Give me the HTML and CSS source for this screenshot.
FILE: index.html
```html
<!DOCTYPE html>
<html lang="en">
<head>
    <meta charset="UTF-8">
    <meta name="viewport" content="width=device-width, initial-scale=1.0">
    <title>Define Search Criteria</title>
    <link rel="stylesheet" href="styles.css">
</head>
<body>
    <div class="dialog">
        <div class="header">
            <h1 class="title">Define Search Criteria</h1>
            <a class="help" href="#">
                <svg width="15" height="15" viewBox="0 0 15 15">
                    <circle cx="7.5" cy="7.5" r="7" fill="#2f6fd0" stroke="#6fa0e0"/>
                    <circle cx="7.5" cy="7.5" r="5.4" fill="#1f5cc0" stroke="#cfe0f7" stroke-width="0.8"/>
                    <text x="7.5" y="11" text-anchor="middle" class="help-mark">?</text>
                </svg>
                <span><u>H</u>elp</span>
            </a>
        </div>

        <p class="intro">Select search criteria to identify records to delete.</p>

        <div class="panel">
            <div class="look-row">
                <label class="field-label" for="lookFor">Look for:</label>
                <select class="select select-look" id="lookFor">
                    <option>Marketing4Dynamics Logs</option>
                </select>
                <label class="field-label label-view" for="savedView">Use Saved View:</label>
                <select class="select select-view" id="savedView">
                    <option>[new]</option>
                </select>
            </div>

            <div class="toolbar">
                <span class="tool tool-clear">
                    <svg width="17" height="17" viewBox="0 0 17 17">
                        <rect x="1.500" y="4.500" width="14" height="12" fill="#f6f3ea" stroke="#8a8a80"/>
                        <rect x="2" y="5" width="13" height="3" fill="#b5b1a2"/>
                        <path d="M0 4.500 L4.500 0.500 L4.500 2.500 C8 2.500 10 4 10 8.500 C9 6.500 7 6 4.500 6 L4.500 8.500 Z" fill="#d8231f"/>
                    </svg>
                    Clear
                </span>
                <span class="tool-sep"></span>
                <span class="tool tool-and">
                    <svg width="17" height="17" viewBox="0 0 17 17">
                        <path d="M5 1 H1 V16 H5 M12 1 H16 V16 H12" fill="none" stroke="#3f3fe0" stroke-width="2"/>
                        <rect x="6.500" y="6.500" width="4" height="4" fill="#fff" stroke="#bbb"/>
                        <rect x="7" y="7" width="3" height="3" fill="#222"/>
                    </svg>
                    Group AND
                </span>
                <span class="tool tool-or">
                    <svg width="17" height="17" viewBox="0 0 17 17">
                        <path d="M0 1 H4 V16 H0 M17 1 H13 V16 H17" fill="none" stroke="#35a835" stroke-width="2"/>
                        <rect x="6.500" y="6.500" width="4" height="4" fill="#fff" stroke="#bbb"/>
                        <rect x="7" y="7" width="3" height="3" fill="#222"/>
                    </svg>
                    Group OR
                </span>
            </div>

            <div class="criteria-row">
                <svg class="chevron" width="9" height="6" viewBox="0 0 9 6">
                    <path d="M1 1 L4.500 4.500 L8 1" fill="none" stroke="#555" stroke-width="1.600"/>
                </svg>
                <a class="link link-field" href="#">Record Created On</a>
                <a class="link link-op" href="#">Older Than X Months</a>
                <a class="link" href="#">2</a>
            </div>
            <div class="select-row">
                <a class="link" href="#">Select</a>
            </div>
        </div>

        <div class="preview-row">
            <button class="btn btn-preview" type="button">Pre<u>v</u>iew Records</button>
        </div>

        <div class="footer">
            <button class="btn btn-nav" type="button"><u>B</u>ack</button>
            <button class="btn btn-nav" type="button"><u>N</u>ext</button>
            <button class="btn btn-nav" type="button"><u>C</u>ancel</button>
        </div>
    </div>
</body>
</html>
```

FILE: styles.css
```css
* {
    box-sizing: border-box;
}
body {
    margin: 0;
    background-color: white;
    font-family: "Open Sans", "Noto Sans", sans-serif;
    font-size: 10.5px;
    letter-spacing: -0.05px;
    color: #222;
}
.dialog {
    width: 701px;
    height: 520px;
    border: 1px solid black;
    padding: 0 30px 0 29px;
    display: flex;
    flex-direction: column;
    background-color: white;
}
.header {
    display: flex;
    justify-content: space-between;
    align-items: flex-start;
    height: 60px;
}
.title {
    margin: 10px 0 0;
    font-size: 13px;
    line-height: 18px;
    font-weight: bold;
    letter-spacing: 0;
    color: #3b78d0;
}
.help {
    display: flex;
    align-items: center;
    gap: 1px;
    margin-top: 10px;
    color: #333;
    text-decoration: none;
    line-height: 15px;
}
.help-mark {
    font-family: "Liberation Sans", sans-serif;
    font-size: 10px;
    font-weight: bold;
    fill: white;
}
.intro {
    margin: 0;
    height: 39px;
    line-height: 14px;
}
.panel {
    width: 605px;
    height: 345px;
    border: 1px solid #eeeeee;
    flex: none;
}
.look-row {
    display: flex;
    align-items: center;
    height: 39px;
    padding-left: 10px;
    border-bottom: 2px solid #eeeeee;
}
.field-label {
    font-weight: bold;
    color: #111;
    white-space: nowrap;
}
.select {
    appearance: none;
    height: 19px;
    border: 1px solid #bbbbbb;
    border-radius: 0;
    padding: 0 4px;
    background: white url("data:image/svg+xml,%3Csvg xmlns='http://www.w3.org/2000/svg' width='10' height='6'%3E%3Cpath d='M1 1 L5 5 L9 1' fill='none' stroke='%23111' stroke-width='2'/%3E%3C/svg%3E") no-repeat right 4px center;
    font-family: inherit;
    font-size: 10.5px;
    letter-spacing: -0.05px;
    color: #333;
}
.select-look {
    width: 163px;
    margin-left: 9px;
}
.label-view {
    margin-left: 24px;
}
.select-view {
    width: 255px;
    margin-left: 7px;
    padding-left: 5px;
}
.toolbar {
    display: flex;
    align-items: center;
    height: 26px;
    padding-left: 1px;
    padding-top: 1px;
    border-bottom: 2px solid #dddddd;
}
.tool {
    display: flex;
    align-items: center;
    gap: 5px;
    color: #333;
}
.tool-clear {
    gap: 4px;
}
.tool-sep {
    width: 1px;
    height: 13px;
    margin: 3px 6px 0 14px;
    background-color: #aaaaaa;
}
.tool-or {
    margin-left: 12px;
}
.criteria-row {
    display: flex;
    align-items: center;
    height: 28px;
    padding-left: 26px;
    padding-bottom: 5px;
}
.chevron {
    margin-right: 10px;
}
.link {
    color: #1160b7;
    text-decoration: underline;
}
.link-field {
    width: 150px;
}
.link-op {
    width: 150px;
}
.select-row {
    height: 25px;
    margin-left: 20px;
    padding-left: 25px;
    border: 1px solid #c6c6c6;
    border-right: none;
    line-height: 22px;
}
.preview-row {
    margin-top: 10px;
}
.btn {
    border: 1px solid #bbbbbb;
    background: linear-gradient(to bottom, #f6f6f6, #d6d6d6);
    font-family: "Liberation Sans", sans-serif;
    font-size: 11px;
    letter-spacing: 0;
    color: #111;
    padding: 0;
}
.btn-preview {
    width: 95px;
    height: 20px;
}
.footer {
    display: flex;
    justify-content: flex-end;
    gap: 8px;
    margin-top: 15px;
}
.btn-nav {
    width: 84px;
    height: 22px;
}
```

---

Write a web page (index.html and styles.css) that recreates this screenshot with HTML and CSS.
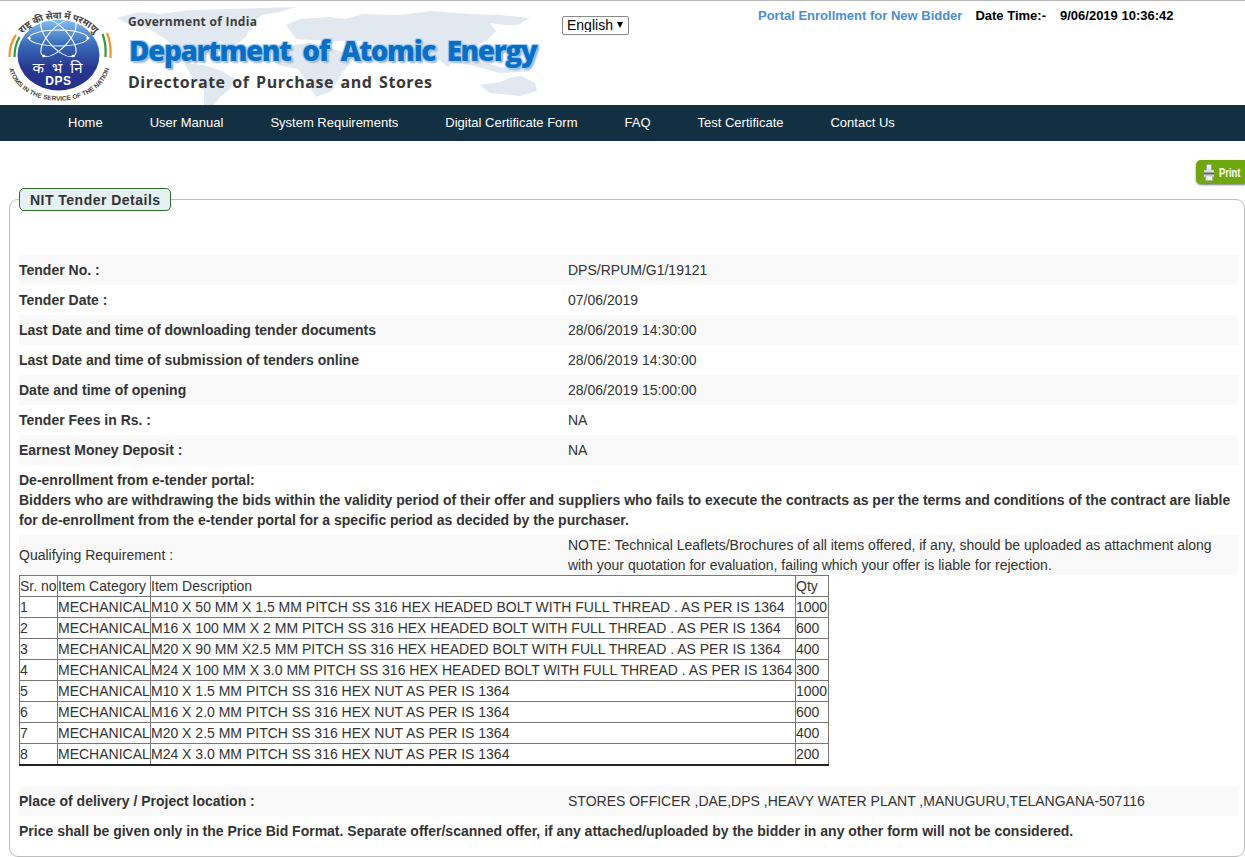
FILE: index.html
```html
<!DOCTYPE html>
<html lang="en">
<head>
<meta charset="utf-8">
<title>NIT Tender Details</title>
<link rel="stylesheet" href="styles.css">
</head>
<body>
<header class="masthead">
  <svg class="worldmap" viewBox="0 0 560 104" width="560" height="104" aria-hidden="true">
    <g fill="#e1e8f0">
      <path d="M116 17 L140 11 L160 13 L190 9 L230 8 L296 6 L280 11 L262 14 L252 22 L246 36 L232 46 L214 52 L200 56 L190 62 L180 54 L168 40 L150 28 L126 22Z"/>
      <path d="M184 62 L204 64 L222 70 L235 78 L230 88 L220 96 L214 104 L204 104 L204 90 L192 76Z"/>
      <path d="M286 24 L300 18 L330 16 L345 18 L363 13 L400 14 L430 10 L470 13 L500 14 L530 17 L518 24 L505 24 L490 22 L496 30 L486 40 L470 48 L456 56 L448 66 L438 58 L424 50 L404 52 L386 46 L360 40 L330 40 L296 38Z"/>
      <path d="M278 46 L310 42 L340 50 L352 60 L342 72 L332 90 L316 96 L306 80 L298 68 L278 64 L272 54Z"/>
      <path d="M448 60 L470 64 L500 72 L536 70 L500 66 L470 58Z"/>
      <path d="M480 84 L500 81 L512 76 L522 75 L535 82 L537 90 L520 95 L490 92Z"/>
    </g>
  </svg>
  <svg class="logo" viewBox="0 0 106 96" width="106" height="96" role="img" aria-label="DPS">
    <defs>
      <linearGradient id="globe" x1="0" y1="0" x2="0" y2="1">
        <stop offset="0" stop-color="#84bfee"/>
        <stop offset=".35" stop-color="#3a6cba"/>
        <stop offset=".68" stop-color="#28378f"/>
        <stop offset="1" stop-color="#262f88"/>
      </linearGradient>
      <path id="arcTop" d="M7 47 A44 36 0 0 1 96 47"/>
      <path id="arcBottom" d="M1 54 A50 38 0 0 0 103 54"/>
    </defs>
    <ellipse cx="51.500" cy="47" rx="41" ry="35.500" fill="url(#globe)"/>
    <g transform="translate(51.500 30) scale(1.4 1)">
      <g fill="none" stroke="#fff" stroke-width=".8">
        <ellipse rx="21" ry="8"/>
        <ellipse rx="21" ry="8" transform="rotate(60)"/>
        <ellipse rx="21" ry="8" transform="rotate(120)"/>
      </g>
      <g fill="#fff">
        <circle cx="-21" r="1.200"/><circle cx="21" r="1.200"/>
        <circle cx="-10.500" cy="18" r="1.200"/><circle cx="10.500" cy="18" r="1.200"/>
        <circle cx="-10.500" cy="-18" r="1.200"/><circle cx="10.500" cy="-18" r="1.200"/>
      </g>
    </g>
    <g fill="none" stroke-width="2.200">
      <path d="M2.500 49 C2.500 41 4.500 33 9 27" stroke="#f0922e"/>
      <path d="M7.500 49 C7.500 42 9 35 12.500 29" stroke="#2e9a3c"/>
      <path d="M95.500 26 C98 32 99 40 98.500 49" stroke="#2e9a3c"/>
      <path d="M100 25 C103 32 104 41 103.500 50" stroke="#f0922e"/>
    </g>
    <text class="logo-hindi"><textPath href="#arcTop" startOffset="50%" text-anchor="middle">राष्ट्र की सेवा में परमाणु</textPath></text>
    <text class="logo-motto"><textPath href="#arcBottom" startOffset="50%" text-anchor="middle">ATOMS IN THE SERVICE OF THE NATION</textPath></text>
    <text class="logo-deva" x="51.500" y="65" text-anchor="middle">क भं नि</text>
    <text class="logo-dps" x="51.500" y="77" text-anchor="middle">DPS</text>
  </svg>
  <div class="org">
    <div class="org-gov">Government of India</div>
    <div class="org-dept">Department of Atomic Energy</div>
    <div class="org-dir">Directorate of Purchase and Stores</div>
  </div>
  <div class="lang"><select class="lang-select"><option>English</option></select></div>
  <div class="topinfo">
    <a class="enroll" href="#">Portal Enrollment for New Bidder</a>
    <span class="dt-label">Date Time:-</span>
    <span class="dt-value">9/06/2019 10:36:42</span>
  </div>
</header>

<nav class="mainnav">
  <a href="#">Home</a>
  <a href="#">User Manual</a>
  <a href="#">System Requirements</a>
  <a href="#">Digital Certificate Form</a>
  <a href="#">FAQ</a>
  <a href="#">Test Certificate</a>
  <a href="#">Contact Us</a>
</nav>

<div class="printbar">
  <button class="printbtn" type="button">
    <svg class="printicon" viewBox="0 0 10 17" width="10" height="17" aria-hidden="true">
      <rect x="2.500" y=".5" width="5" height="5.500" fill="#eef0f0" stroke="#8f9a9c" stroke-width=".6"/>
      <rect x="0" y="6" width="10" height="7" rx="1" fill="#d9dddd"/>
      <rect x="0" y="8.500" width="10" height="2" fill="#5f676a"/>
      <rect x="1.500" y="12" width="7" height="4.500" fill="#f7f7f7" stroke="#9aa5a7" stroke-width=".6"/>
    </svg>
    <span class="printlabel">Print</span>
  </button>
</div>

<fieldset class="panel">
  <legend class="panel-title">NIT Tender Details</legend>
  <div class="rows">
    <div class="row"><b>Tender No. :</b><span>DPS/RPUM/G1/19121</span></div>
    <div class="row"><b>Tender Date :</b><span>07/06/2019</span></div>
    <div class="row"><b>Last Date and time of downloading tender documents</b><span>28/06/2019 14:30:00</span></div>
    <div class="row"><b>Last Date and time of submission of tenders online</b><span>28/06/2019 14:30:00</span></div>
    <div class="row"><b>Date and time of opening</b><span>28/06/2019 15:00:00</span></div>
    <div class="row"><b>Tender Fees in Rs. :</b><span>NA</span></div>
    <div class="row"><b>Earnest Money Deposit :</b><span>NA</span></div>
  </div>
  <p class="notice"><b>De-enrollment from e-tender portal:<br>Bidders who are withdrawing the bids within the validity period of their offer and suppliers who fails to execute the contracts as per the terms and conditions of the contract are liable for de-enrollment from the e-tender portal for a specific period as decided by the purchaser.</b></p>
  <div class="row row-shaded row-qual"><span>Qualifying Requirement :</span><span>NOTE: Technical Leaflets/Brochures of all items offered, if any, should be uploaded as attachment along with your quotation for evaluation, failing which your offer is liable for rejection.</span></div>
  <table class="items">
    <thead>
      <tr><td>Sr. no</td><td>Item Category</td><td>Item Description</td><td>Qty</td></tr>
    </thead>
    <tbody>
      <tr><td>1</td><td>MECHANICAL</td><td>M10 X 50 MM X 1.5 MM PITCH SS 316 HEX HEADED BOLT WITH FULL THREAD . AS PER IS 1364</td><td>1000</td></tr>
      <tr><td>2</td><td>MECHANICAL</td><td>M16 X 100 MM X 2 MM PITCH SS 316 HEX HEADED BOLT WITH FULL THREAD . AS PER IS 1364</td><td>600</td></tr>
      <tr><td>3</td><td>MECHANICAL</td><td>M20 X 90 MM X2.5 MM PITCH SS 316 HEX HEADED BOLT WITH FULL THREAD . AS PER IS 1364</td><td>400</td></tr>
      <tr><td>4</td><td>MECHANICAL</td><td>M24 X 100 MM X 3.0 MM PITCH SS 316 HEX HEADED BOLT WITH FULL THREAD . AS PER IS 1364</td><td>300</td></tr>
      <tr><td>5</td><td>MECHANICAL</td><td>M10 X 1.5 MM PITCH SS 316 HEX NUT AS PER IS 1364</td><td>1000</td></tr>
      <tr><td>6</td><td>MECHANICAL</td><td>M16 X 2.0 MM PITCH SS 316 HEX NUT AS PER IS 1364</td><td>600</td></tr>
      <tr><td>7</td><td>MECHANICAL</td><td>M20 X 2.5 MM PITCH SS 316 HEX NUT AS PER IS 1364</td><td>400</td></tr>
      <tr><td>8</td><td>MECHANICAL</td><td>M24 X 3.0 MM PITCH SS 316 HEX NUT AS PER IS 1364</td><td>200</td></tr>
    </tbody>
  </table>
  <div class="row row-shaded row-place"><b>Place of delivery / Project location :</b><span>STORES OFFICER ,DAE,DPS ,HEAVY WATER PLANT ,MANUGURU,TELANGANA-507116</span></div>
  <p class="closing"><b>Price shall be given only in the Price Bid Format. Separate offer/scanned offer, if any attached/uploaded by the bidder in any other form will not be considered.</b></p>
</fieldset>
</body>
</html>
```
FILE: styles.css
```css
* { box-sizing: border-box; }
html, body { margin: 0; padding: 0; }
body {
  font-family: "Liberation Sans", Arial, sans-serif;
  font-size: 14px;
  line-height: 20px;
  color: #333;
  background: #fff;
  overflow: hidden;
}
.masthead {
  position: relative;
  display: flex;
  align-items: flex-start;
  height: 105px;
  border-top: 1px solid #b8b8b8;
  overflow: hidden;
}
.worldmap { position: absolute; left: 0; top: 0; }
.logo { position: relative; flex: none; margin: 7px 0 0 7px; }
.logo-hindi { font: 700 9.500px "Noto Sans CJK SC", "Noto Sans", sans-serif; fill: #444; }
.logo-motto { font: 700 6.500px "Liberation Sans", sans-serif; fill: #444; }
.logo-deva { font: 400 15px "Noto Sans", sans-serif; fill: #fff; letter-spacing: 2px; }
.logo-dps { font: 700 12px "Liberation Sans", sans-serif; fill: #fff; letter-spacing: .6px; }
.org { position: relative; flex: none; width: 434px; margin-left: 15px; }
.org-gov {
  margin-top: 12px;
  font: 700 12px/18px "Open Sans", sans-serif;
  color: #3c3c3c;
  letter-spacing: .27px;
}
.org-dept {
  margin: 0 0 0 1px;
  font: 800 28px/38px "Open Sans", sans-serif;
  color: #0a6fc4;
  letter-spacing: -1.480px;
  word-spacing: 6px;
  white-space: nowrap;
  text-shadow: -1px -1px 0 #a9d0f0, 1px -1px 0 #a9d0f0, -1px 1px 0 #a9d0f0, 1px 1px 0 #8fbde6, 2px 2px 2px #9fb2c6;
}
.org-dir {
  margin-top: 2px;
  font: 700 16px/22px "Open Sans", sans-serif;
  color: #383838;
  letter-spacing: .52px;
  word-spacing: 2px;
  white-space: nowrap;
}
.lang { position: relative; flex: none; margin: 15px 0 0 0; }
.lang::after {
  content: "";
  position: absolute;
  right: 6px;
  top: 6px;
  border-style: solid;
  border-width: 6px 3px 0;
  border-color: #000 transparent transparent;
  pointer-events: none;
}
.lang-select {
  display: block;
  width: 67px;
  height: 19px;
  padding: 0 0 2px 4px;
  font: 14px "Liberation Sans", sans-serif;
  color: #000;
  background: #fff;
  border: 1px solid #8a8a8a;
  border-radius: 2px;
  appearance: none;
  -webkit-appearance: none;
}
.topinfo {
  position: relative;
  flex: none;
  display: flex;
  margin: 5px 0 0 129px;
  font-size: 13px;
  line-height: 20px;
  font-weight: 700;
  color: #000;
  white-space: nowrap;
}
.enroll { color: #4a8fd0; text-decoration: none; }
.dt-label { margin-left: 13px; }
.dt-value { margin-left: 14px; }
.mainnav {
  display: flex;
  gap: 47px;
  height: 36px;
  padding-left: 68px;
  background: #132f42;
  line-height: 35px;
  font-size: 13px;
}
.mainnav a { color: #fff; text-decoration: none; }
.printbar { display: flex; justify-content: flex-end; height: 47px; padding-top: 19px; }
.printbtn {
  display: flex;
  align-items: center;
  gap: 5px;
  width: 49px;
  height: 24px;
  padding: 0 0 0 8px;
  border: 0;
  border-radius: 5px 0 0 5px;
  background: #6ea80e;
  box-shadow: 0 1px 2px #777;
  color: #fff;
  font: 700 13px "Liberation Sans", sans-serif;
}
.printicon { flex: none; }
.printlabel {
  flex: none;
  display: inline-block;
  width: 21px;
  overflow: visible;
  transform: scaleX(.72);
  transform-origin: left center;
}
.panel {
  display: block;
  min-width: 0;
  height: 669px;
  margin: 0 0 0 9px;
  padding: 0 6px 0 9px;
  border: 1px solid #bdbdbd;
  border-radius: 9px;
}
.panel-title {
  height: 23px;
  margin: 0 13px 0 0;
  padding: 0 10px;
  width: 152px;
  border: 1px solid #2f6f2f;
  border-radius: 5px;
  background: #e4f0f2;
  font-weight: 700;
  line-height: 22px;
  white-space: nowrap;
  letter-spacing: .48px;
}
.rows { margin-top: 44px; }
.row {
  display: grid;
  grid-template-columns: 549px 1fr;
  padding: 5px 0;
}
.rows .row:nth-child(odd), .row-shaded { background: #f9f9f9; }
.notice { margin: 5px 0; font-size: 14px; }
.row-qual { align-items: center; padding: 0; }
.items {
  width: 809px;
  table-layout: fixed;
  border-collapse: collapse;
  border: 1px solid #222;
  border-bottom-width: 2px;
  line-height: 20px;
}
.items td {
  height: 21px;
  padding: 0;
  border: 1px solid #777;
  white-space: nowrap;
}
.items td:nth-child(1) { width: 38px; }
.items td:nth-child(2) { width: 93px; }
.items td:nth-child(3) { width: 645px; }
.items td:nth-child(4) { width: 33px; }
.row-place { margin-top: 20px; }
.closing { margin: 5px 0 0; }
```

> [EXERCISE INSTRUCTIONS]: In the entries above, locate every line with the word "screenshot" and copy it.

> [SOLUTION TO THE EXERCISE]:
Give me the HTML and CSS source for this screenshot.
Write a web page (index.html and styles.css) that recreates this screenshot with HTML and CSS.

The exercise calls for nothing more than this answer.